Our view of the cosmos is veiled by dust and the universe actually shines twice as bright as astronomers had thought, a discovery that will lead to a massive reevaluation of space images.
The Hubble space telescope is perhaps the best known source of the many majestic views of the heavens provided by modern astronomy.
But it turns out that many images will have to be reassessed, after the discovery that a tiny amount of the matter in the universe - about 0.01 per cent of normal matter - causes a haze of dust that obscures our view like a pair cosmic sunglasses.
The implications for understanding how the very first galaxies - huge masses of stars - evolved after the big bang 13.7 billion years ago are "scary", said Dr Simon Driver from the University of St Andrews, one of the international team.
In effect, the find means that people have underestimated the size and brightness of distant galaxies and this realisation will have a profound impact on understanding how they winked into being.
"A lot of conclusions will have to be revised, notably about the evolution of galaxies."
Just as surprising is that many of his peers have mostly ignored the effects of dust.
"For nearly two decades we’ve argued about whether the light that we see from distant galaxies tells the whole story or not. It doesn’t; in fact only half the energy produced by stars actually reaches our telescopes directly, the rest is blocked by dust grains."
While astronomers have known for some time that the universe contains a sprinkling of dust, they had not realised the extent to which this is restricting the amount of light that we can see.
The dust absorbs starlight and re-emits it, making it glow.

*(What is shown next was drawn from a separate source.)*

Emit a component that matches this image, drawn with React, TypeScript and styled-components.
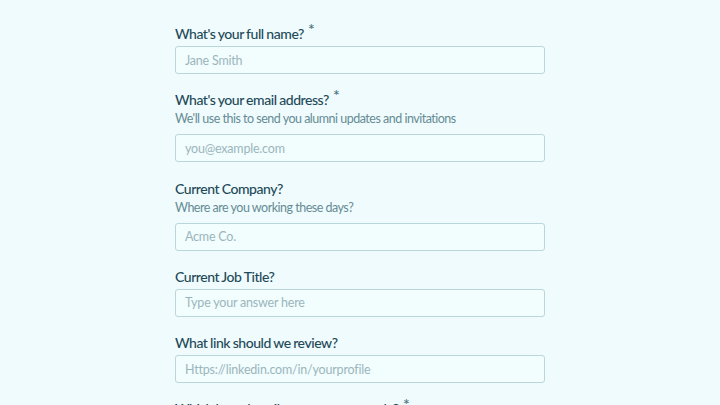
import React from 'react';
import styled, { createGlobalStyle } from 'styled-components';

const GlobalStyle = createGlobalStyle`
  html, body {
    margin: 0;
    padding: 0;
    background: #effbfc;
  }
  body {
    font-family: Lato, "Noto Sans", sans-serif;
    overflow: hidden;
  }
`;

const Page = styled.div`
  width: 720px;
  height: 405px;
  overflow: hidden;
  display: flex;
  justify-content: center;
  background: #effbfc;
`;

const Form = styled.form`
  width: 370px;
  padding-top: 23px;
  display: flex;
  flex-direction: column;
  gap: 15.3px;
`;

const Field = styled.div`
  display: flex;
  flex-direction: column;
`;

const Label = styled.label`
  display: block;
  height: 20px;
  padding-top: 1px;
  box-sizing: border-box;
  font-size: 14px;
  font-weight: 500;
  line-height: 19px;
  letter-spacing: -0.45px;
  word-spacing: -0.5px;
  color: #1e4a59;
  white-space: nowrap;
`;

const Required = styled.span`
  display: inline-block;
  font-size: 16px;
  line-height: 0;
  margin-left: 4px;
  color: #4a7380;
  transform: translateY(-4px);
`;

const Hint = styled.p`
  margin: 0 0 2px;
  height: 20px;
  font-size: 12.5px;
  line-height: 20px;
  letter-spacing: -0.5px;
  color: #668b95;
`;

const Input = styled.input`
  margin-top: 3px;
  height: 28px;
  box-sizing: border-box;
  padding: 0 9px;
  border: 1px solid #b9d6db;
  border-radius: 3px;
  background: #f2fdfe;
  font-family: Lato, "Noto Sans", sans-serif;
  font-size: 12.5px;
  letter-spacing: -0.2px;
  color: #1e4a59;
  outline: none;

  &::placeholder {
    color: #9ab6bc;
  }
`;

type Question = {
  label: string;
  required?: boolean;
  hint?: string;
  placeholder?: string;
};

const questions: Question[] = [
  { label: "What's your full name?", required: true, placeholder: 'Jane Smith' },
  {
    label: "What's your email address?",
    required: true,
    hint: "We'll use this to send you alumni updates and invitations",
    placeholder: 'you@example.com',
  },
  { label: 'Current Company?', hint: 'Where are you working these days?', placeholder: 'Acme Co.' },
  { label: 'Current Job Title?', placeholder: 'Type your answer here' },
  { label: 'What link should we review?', placeholder: 'Https://linkedin.com/in/yourprofile' },
  { label: 'Which best describes your current role?', required: true, placeholder: 'Select an option' },
];

const App: React.FC = () => {
  return (
    <Page>
      <GlobalStyle />
      <Form onSubmit={(e) => e.preventDefault()}>
        {questions.map((q) => (
          <Field key={q.label}>
            <Label>
              {q.label}
              {q.required && <Required>*</Required>}
            </Label>
            {q.hint && <Hint>{q.hint}</Hint>}
            <Input placeholder={q.placeholder} />
          </Field>
        ))}
      </Form>
    </Page>
  );
};

export default App;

They knew that existing models were flawed, because the energy output from glowing dust appeared to be greater than the total energy produced by the stars, suggesting they were missing something important.
To work out the true effects of dust, Dr Driver’s team combined an innovative new model of the dust distribution in galaxies developed by Dr Cristina Popescu of the University of Central Lancashire and Prof Richard Tuffs of the Max Plank Institute for Nuclear Physics, with data from the Millennium Galaxy Catalogue, a state-of-the-art high resolution catalogue of 10,000 galaxies.
"We have new approach, new data and new models and the answer is embarrassing large," said Dr Driver.
The key test that the new model passed was whether the energy of the absorbed starlight equated to that detected from the glowing dust, after it reemits the absorbed energy.
The numbers fitted perfectly, the team reports in the Astrophysical Journal Letters The Universe is currently generating energy, via nuclear fusion in the cores of stars, at a whopping rate of five quadrillion Watts per cubic light year - about 300 times the average energy consumption of the Earth’s population.
Dr Driver continues, "We still aren’t able to observe the Universe in its full glory, however we do now better understand the effect that all of this dust is having on scientific observations."
He said the dust issue is overshadowed by another one: dark matter, that is a kind of matter that is invisible but that can be inferred by its gravitational pull. Telescope observations show that stars account for only about one per cent of the mass of the universe.
Ghostly neutrino particles contribute, at most, a similar amount.
Throw in gas clouds, planets and other objects, and you get another 10 per cent. That leaves about 85 per cent unaccounted for: dark matter.